- **Data lines**:
▽

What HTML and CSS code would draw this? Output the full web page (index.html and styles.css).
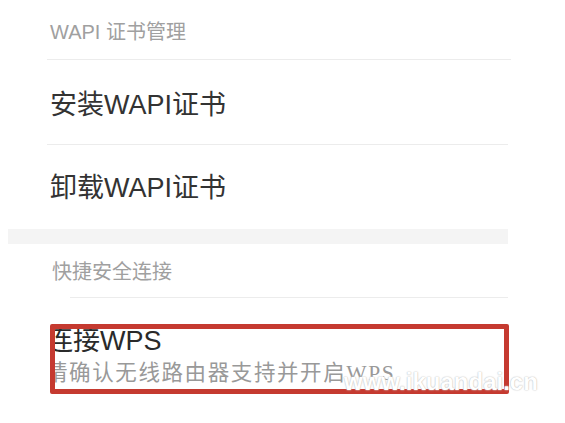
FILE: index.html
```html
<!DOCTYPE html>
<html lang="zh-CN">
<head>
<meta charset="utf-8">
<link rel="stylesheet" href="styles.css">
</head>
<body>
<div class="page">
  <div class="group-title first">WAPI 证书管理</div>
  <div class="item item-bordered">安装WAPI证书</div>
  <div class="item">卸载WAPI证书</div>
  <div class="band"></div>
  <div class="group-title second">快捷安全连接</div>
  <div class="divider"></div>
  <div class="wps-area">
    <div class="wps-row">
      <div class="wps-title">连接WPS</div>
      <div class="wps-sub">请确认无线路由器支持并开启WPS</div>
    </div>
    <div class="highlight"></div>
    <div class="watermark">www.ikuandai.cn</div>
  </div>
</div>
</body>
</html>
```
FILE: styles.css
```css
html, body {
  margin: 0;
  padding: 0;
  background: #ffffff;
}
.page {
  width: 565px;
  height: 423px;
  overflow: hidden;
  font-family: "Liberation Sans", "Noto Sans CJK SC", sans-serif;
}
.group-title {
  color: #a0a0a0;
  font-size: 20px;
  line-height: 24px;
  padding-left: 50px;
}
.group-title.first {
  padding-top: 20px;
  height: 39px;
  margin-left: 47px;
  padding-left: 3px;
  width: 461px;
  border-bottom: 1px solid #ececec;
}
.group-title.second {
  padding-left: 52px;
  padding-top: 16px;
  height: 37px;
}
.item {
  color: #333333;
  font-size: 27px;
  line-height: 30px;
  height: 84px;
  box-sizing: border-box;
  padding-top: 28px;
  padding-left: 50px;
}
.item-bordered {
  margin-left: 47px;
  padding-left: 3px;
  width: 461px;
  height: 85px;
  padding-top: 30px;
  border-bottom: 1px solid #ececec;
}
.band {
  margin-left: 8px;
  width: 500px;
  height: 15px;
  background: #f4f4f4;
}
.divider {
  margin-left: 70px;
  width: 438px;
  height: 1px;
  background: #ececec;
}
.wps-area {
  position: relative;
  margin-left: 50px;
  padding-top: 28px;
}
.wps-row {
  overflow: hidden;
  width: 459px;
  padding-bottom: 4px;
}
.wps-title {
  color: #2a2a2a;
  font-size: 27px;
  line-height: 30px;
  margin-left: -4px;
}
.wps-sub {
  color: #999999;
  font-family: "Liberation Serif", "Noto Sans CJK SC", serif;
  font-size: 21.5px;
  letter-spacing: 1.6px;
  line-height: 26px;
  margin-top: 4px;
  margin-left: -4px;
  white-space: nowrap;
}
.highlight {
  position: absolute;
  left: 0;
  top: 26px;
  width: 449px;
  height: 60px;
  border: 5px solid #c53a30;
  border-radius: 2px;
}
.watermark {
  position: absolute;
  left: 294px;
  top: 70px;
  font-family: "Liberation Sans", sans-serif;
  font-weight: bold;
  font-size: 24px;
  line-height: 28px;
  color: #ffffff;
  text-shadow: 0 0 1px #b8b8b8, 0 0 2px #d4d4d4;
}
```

△
▽

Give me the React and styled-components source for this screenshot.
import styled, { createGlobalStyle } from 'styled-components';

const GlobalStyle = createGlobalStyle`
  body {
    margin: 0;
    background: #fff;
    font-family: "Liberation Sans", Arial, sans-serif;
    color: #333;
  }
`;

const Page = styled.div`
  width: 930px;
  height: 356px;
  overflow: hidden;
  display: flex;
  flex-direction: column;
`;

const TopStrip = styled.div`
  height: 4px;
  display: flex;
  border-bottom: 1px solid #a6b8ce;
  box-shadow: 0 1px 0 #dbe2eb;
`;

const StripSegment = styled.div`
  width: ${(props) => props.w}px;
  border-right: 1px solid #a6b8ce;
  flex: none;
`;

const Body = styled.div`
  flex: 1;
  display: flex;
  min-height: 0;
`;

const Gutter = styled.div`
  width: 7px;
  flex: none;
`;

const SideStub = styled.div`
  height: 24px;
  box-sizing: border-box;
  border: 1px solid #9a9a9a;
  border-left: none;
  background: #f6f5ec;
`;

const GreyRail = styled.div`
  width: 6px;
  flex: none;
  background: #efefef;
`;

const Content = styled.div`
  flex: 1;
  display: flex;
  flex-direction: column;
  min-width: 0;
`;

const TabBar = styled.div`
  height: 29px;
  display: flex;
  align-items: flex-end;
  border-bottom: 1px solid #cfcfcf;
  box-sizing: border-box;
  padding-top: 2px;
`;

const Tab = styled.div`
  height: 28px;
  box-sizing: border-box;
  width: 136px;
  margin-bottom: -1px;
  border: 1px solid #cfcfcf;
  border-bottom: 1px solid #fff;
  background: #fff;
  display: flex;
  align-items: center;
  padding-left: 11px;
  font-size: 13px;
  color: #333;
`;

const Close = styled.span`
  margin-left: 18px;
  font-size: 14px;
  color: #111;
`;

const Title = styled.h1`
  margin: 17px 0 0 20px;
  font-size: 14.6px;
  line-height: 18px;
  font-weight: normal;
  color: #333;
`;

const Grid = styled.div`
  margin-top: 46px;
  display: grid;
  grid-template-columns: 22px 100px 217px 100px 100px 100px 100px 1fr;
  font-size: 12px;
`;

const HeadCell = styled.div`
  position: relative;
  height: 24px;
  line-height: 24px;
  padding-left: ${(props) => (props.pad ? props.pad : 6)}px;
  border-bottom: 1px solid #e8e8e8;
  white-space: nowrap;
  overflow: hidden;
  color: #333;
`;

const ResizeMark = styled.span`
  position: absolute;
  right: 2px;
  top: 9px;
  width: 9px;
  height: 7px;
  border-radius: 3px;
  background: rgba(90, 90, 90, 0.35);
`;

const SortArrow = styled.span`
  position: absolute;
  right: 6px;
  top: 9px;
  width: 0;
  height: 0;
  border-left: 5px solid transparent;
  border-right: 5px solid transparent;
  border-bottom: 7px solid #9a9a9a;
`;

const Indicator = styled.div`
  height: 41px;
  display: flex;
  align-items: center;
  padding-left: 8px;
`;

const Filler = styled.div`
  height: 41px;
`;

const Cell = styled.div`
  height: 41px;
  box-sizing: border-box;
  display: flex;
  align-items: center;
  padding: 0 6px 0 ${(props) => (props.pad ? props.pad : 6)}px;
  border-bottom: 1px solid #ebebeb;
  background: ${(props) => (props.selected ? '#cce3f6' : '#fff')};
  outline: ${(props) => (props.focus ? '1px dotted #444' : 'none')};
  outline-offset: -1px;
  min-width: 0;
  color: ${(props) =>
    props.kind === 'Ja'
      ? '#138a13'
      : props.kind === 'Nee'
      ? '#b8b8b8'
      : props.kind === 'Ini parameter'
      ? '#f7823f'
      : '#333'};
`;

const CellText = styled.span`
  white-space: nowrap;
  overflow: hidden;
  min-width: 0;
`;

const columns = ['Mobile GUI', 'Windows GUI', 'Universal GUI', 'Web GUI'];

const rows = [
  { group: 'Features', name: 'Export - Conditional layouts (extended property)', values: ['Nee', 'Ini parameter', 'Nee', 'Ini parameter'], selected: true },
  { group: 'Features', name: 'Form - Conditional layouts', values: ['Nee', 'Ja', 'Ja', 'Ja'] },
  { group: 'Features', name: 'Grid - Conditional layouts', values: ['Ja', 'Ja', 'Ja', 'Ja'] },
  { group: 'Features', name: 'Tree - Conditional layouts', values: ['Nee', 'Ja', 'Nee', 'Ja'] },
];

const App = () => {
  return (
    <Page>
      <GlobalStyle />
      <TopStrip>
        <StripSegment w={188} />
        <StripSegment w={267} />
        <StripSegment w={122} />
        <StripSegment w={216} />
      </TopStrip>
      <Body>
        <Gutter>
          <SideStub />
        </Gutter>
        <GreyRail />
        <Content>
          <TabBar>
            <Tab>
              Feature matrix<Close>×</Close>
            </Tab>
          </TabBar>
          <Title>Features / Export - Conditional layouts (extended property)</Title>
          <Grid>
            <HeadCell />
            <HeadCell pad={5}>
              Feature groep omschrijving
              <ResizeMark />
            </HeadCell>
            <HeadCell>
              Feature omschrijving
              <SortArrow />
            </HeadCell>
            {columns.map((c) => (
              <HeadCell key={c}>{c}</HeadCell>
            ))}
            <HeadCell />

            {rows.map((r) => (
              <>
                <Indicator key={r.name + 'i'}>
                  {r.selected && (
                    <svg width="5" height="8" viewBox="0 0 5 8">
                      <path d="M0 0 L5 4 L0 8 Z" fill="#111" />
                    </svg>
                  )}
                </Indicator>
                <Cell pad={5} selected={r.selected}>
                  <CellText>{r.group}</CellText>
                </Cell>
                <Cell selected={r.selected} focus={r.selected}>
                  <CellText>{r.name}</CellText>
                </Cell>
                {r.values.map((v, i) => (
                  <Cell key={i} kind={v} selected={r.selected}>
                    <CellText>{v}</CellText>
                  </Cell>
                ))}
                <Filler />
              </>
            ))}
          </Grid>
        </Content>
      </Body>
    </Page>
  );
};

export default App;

△

- **Instruction**: Copy out the lines in which the string "index" appears.

- **The completed task**:
What HTML and CSS code would draw this? Output the full web page (index.html and styles.css).
FILE: index.html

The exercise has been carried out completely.